Ronnie Smith, general secretary of the institute, announced yesterday that these are likely to include a major event in Edinburgh to which public figures and EIS members from all parts of the country will be invited, a conference which will survey changes in education over a century and a half, the commissioning of a new history of the institute, and a schools competition.

Mr Smith said: “We are anxious to involve pupils. Right from the outset the founding members recognised that the EIS was not just about teachers but every bit as much about the interests of young people. That is why I believe the major competition we intend to organise in primary and secondary schools is so important.”

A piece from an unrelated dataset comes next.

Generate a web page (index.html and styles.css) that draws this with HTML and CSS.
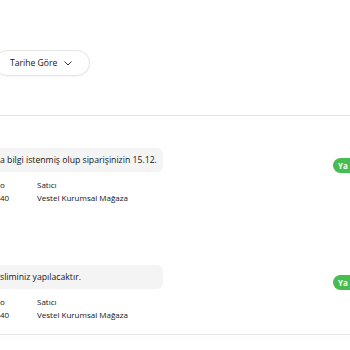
FILE: index.html
```html
<!DOCTYPE html>
<html lang="tr">
<head>
 <meta charset="UTF-8">
 <meta name="viewport" content="width=device-width, initial-scale=1.0">
 <title>Siparişlerim</title>
 <link rel="stylesheet" href="styles.css">
</head>
<body>
 <div class="page">
  <div class="filter-bar">
   <button class="sort-button">Tarihe Göre
    <svg class="chevron" width="8" height="5" viewBox="0 0 8 5"><path d="M0.5 0.5 L4 4 L7.5 0.5" fill="none" stroke="#333" stroke-width="1"/></svg>
   </button>
  </div>
  <div class="divider"></div>

  <div class="order">
   <div class="message-row">
    <div class="bubble">a bilgi istenmiş olup siparişinizin 15.12.</div>
    <span class="badge">Ya</span>
   </div>
   <div class="meta">
    <div class="meta-col first">
     <span class="meta-label">o</span>
     <span class="meta-value">40</span>
    </div>
    <div class="meta-col">
     <span class="meta-label">Satıcı</span>
     <span class="meta-value">Vestel Kurumsal Mağaza</span>
    </div>
   </div>
  </div>

  <div class="order second">
   <div class="message-row">
    <div class="bubble">sliminiz yapılacaktır.</div>
    <span class="badge">Ya</span>
   </div>
   <div class="meta">
    <div class="meta-col first">
     <span class="meta-label">o</span>
     <span class="meta-value">40</span>
    </div>
    <div class="meta-col">
     <span class="meta-label">Satıcı</span>
     <span class="meta-value">Vestel Kurumsal Mağaza</span>
    </div>
   </div>
  </div>
  <div class="bottom-line"></div>
 </div>
</body>
</html>
```

FILE: styles.css
```css
body {
 margin: 0;
 background: #ffffff;
 font-family: "Open Sans", "Noto Sans", sans-serif;
 color: #141414;
 overflow: hidden;
}

.page {
 width: 350px;
 height: 350px;
 overflow: hidden;
}

.filter-bar {
 padding-top: 50px;
 height: 26px;
}

.sort-button {
 display: flex;
 align-items: center;
 gap: 7px;
 height: 26px;
 width: 96px;
 margin-left: -6px;
 padding: 0 0 0 15px;
 border: 1px solid #e4e4e4;
 border-radius: 13px;
 background: #ffffff;
 font-family: inherit;
 font-size: 8.6px;
 color: #141414;
 box-shadow: 0 1px 2px rgba(0, 0, 0, 0.04);
}

.chevron {
 display: block;
}

.divider {
 margin-top: 39px;
 height: 1px;
 background: #e2e2e2;
}

.order {
 padding-top: 32px;
}

.order.second {
 padding-top: 62px;
}

.message-row {
 display: flex;
 align-items: flex-start;
 justify-content: space-between;
 height: 26px;
}

.bubble {
 width: 163px;
 height: 24px;
 line-height: 24px;
 font-size: 8.7px;
 background: #f4f4f4;
 border-radius: 0 6px 6px 0;
 white-space: nowrap;
}

.badge {
 margin-top: 10px;
 margin-right: -10px;
 width: 27px;
 height: 15px;
 line-height: 15px;
 padding-left: 5px;
 box-sizing: border-box;
 background: #45bd4f;
 color: #ffffff;
 font-size: 8px;
 font-weight: 700;
 border-radius: 8px;
}

.meta {
 display: flex;
 margin-top: 5px;
 font-size: 8px;
 line-height: 11px;
}

.meta-col {
 display: flex;
 flex-direction: column;
 gap: 2px;
}

.meta-col.first {
 width: 37px;
}

.bottom-line {
 margin-top: 14px;
 height: 1px;
 background: #e6e6e6;
 box-shadow: 0 2px 4px rgba(0, 0, 0, 0.06);
}
```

The first president of the institute was Leonard Schmitz, rector of the Royal High School in Edinburgh, now the intended site of a Scottish Parliament. He delivered the first presidential speech in his own school, and Mr Smith, referring to next year’s general election and the possible setting up of a Parliament, commented: “I’m sure Mr Schmitz would be proud to see his old school being put to such good use.”

* Young people throughout Scotland benefit from EIS sponsorship of the arts, Mr Smith said when he gave details of grants this session totalling Pounds 15,000 (0.5 per cent of members’ subscriptions).

Projects assisted by EIS sponsorship include the Royal Scottish National Orchestra for the opera Cake Talk, composed for its junior chorus; The Selfish Giant, a version of an Oscar Wilde story being presented to children with special needs; school visits to next year’s Edinburgh Book Festival; and a training course for the Scottish National Association of Youth Theatre.